[START Task inputs]
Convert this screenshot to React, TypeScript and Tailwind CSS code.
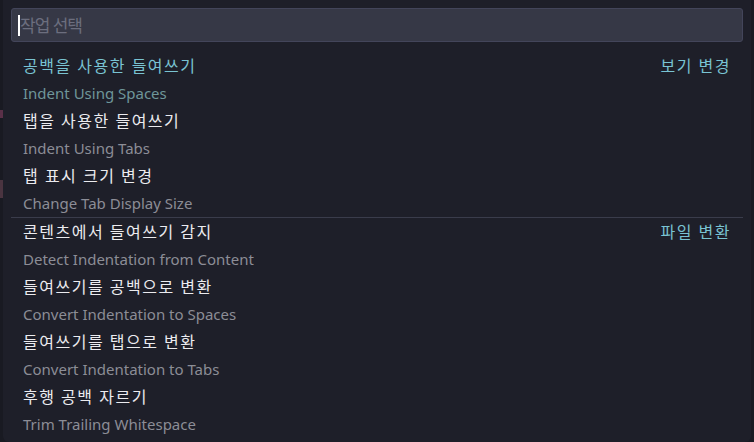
const FONT = "font-['Segoe_UI','Noto_Sans','Noto_Sans_CJK_KR',sans-serif]";

type Item = { ko: string; en: string; tag?: string; sep?: boolean };

const items: Item[] = [
  { ko: "공백을 사용한 들여쓰기", en: "Indent Using Spaces", tag: "보기 변경" },
  { ko: "탭을 사용한 들여쓰기", en: "Indent Using Tabs" },
  { ko: "탭 표시 크기 변경", en: "Change Tab Display Size" },
  { ko: "콘텐츠에서 들여쓰기 감지", en: "Detect Indentation from Content", tag: "파일 변환", sep: true },
  { ko: "들여쓰기를 공백으로 변환", en: "Convert Indentation to Spaces" },
  { ko: "들여쓰기를 탭으로 변환", en: "Convert Indentation to Tabs" },
  { ko: "후행 공백 자르기", en: "Trim Trailing Whitespace" },
];

export default function App() {
  return (
    <div className={`w-[754px] h-[442px] bg-[#191a22] flex ${FONT}`}>
      {/* editor gutter behind the picker */}
      <div className="w-[3px] flex flex-col">
        <div className="h-[110px]" />
        <div className="h-[8px] bg-[#5a3048]" />
        <div className="h-[62px]" />
        <div className="h-[18px] bg-[#4a3440]" />
      </div>

      <div className="flex-1 bg-[#1e1f29] rounded-b-md flex flex-col mr-[3px]">
        {/* input */}
        <div className="mx-2 mt-2 h-[34px] rounded-[3px] bg-[#363846] border border-[#43455a] flex items-center pl-[6px]">
          <span className="w-[2px] h-[21px] bg-white" />
          <span className="text-[17px] tracking-[-1px] text-[#6c6e7e] leading-none">작업 선택</span>
        </div>

        <div className="mt-[10px] flex flex-col">
          {items.map((it, i) => (
            <div key={i} className="flex flex-col">
              {it.sep && <div className="mx-2 h-px bg-[#3a3c4b]" />}
              <div className="h-[27px] flex items-center justify-between pr-5 pl-5 text-[16px] tracking-[1.5px]">
                <span className={i === 0 ? "text-[#79c3d2]" : "text-[#ebebef]"}>{it.ko}</span>
                {it.tag && <span className="text-[#79c3d2]">{it.tag}</span>}
              </div>
              <div className={`h-[28px] flex items-center pl-5 text-[15px] ${i === 0 ? "text-[#6f9699]" : "text-[#8c8d96]"}`}>
                {it.en}
              </div>
            </div>
          ))}
        </div>
      </div>
    </div>
  );
}
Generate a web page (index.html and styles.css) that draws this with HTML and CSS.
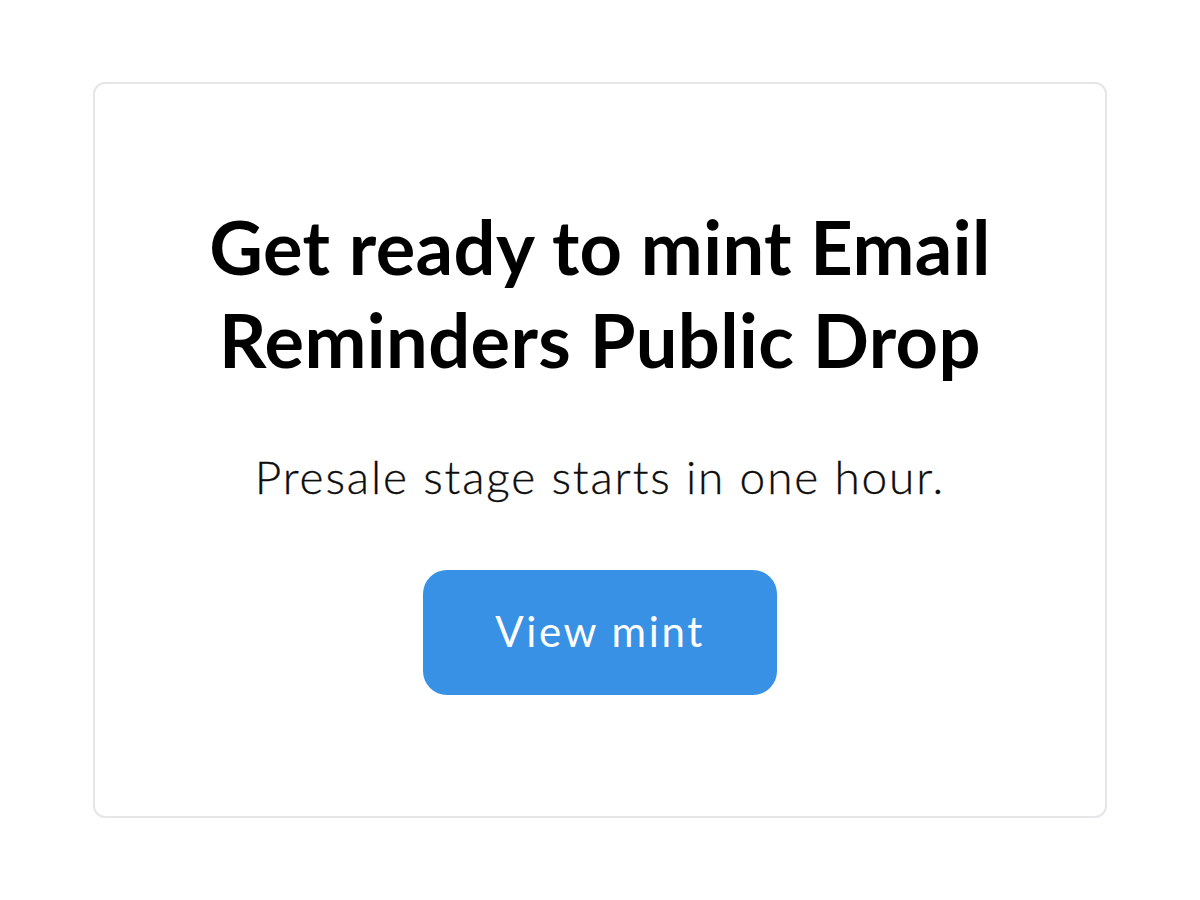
[END Task inputs]
What is being asked: In this exercise, set down all of the data exactly, without the pictures.

Answer for the task:
Convert this screenshot to React, TypeScript and Tailwind CSS code.
const FONT = "font-['Segoe_UI','Noto_Sans','Noto_Sans_CJK_KR',sans-serif]";

type Item = { ko: string; en: string; tag?: string; sep?: boolean };

const items: Item[] = [
  { ko: "공백을 사용한 들여쓰기", en: "Indent Using Spaces", tag: "보기 변경" },
  { ko: "탭을 사용한 들여쓰기", en: "Indent Using Tabs" },
  { ko: "탭 표시 크기 변경", en: "Change Tab Display Size" },
  { ko: "콘텐츠에서 들여쓰기 감지", en: "Detect Indentation from Content", tag: "파일 변환", sep: true },
  { ko: "들여쓰기를 공백으로 변환", en: "Convert Indentation to Spaces" },
  { ko: "들여쓰기를 탭으로 변환", en: "Convert Indentation to Tabs" },
  { ko: "후행 공백 자르기", en: "Trim Trailing Whitespace" },
];

export default function App() {
  return (
    <div className={`w-[754px] h-[442px] bg-[#191a22] flex ${FONT}`}>
      {/* editor gutter behind the picker */}
      <div className="w-[3px] flex flex-col">
        <div className="h-[110px]" />
        <div className="h-[8px] bg-[#5a3048]" />
        <div className="h-[62px]" />
        <div className="h-[18px] bg-[#4a3440]" />
      </div>

      <div className="flex-1 bg-[#1e1f29] rounded-b-md flex flex-col mr-[3px]">
        {/* input */}
        <div className="mx-2 mt-2 h-[34px] rounded-[3px] bg-[#363846] border border-[#43455a] flex items-center pl-[6px]">
          <span className="w-[2px] h-[21px] bg-white" />
          <span className="text-[17px] tracking-[-1px] text-[#6c6e7e] leading-none">작업 선택</span>
        </div>

        <div className="mt-[10px] flex flex-col">
          {items.map((it, i) => (
            <div key={i} className="flex flex-col">
              {it.sep && <div className="mx-2 h-px bg-[#3a3c4b]" />}
              <div className="h-[27px] flex items-center justify-between pr-5 pl-5 text-[16px] tracking-[1.5px]">
                <span className={i === 0 ? "text-[#79c3d2]" : "text-[#ebebef]"}>{it.ko}</span>
                {it.tag && <span className="text-[#79c3d2]">{it.tag}</span>}
              </div>
              <div className={`h-[28px] flex items-center pl-5 text-[15px] ${i === 0 ? "text-[#6f9699]" : "text-[#8c8d96]"}`}>
                {it.en}
              </div>
            </div>
          ))}
        </div>
      </div>
    </div>
  );
}
Generate a web page (index.html and styles.css) that draws this with HTML and CSS.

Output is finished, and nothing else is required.